Given request: Retype the material word for word.

Source material:
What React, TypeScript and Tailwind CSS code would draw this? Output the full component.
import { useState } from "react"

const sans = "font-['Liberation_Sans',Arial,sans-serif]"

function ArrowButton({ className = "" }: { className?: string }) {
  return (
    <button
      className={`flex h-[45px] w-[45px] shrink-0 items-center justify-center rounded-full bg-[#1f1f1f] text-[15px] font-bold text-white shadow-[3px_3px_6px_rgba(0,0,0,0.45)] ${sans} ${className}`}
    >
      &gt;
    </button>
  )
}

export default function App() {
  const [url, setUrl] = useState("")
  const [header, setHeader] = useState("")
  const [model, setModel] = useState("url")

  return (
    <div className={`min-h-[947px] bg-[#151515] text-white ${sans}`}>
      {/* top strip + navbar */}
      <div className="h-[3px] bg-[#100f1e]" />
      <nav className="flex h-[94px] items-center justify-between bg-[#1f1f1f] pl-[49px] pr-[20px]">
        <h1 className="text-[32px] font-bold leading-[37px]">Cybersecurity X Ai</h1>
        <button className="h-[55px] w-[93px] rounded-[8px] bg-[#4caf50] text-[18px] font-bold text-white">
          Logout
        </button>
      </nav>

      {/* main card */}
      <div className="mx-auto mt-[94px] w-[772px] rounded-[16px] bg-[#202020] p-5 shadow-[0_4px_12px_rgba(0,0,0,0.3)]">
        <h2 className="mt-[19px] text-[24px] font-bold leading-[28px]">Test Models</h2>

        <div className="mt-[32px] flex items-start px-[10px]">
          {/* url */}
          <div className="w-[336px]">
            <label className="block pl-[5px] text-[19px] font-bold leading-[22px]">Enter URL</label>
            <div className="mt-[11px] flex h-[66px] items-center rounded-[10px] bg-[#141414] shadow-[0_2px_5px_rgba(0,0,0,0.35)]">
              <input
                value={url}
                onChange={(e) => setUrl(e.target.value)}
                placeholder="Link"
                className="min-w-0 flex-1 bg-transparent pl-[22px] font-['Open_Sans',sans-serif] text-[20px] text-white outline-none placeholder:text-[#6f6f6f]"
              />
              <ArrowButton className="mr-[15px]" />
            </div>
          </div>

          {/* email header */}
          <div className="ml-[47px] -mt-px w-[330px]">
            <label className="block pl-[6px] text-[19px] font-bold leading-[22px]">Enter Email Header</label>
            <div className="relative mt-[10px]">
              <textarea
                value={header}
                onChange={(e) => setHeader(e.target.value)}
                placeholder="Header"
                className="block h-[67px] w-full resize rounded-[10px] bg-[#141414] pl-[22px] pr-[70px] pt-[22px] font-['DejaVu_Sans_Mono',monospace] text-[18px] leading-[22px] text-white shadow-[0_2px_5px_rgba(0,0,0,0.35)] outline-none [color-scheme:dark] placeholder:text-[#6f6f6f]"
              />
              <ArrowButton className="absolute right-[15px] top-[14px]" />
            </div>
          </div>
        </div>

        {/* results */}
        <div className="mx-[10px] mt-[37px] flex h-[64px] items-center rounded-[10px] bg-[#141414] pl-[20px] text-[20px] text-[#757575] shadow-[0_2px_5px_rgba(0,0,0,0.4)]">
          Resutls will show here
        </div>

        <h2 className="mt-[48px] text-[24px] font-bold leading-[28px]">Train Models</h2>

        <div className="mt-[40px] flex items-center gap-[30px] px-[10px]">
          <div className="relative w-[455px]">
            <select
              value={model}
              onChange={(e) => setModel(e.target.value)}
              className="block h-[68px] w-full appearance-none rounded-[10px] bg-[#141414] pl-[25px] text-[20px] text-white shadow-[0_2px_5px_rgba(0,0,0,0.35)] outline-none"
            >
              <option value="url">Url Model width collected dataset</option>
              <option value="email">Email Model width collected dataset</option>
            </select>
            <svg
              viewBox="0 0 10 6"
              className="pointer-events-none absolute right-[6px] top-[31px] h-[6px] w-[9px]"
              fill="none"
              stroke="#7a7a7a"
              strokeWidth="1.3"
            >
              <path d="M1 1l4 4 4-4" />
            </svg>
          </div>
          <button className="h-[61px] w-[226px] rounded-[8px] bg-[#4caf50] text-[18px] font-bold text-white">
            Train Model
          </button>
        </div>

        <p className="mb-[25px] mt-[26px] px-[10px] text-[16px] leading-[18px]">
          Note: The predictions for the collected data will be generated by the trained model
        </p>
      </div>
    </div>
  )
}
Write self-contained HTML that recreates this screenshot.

The completed task:
What React, TypeScript and Tailwind CSS code would draw this? Output the full component.
import { useState } from "react"

const sans = "font-['Liberation_Sans',Arial,sans-serif]"

function ArrowButton({ className = "" }: { className?: string }) {
  return (
    <button
      className={`flex h-[45px] w-[45px] shrink-0 items-center justify-center rounded-full bg-[#1f1f1f] text-[15px] font-bold text-white shadow-[3px_3px_6px_rgba(0,0,0,0.45)] ${sans} ${className}`}
    >
      &gt;
    </button>
  )
}

export default function App() {
  const [url, setUrl] = useState("")
  const [header, setHeader] = useState("")
  const [model, setModel] = useState("url")

  return (
    <div className={`min-h-[947px] bg-[#151515] text-white ${sans}`}>
      {/* top strip + navbar */}
      <div className="h-[3px] bg-[#100f1e]" />
      <nav className="flex h-[94px] items-center justify-between bg-[#1f1f1f] pl-[49px] pr-[20px]">
        <h1 className="text-[32px] font-bold leading-[37px]">Cybersecurity X Ai</h1>
        <button className="h-[55px] w-[93px] rounded-[8px] bg-[#4caf50] text-[18px] font-bold text-white">
          Logout
        </button>
      </nav>

      {/* main card */}
      <div className="mx-auto mt-[94px] w-[772px] rounded-[16px] bg-[#202020] p-5 shadow-[0_4px_12px_rgba(0,0,0,0.3)]">
        <h2 className="mt-[19px] text-[24px] font-bold leading-[28px]">Test Models</h2>

        <div className="mt-[32px] flex items-start px-[10px]">
          {/* url */}
          <div className="w-[336px]">
            <label className="block pl-[5px] text-[19px] font-bold leading-[22px]">Enter URL</label>
            <div className="mt-[11px] flex h-[66px] items-center rounded-[10px] bg-[#141414] shadow-[0_2px_5px_rgba(0,0,0,0.35)]">
              <input
                value={url}
                onChange={(e) => setUrl(e.target.value)}
                placeholder="Link"
                className="min-w-0 flex-1 bg-transparent pl-[22px] font-['Open_Sans',sans-serif] text-[20px] text-white outline-none placeholder:text-[#6f6f6f]"
              />
              <ArrowButton className="mr-[15px]" />
            </div>
          </div>

          {/* email header */}
          <div className="ml-[47px] -mt-px w-[330px]">
            <label className="block pl-[6px] text-[19px] font-bold leading-[22px]">Enter Email Header</label>
            <div className="relative mt-[10px]">
              <textarea
                value={header}
                onChange={(e) => setHeader(e.target.value)}
                placeholder="Header"
                className="block h-[67px] w-full resize rounded-[10px] bg-[#141414] pl-[22px] pr-[70px] pt-[22px] font-['DejaVu_Sans_Mono',monospace] text-[18px] leading-[22px] text-white shadow-[0_2px_5px_rgba(0,0,0,0.35)] outline-none [color-scheme:dark] placeholder:text-[#6f6f6f]"
              />
              <ArrowButton className="absolute right-[15px] top-[14px]" />
            </div>
          </div>
        </div>

        {/* results */}
        <div className="mx-[10px] mt-[37px] flex h-[64px] items-center rounded-[10px] bg-[#141414] pl-[20px] text-[20px] text-[#757575] shadow-[0_2px_5px_rgba(0,0,0,0.4)]">
          Resutls will show here
        </div>

        <h2 className="mt-[48px] text-[24px] font-bold leading-[28px]">Train Models</h2>

        <div className="mt-[40px] flex items-center gap-[30px] px-[10px]">
          <div className="relative w-[455px]">
            <select
              value={model}
              onChange={(e) => setModel(e.target.value)}
              className="block h-[68px] w-full appearance-none rounded-[10px] bg-[#141414] pl-[25px] text-[20px] text-white shadow-[0_2px_5px_rgba(0,0,0,0.35)] outline-none"
            >
              <option value="url">Url Model width collected dataset</option>
              <option value="email">Email Model width collected dataset</option>
            </select>
            <svg
              viewBox="0 0 10 6"
              className="pointer-events-none absolute right-[6px] top-[31px] h-[6px] w-[9px]"
              fill="none"
              stroke="#7a7a7a"
              strokeWidth="1.3"
            >
              <path d="M1 1l4 4 4-4" />
            </svg>
          </div>
          <button className="h-[61px] w-[226px] rounded-[8px] bg-[#4caf50] text-[18px] font-bold text-white">
            Train Model
          </button>
        </div>

        <p className="mb-[25px] mt-[26px] px-[10px] text-[16px] leading-[18px]">
          Note: The predictions for the collected data will be generated by the trained model
        </p>
      </div>
    </div>
  )
}
Write self-contained HTML that recreates this screenshot.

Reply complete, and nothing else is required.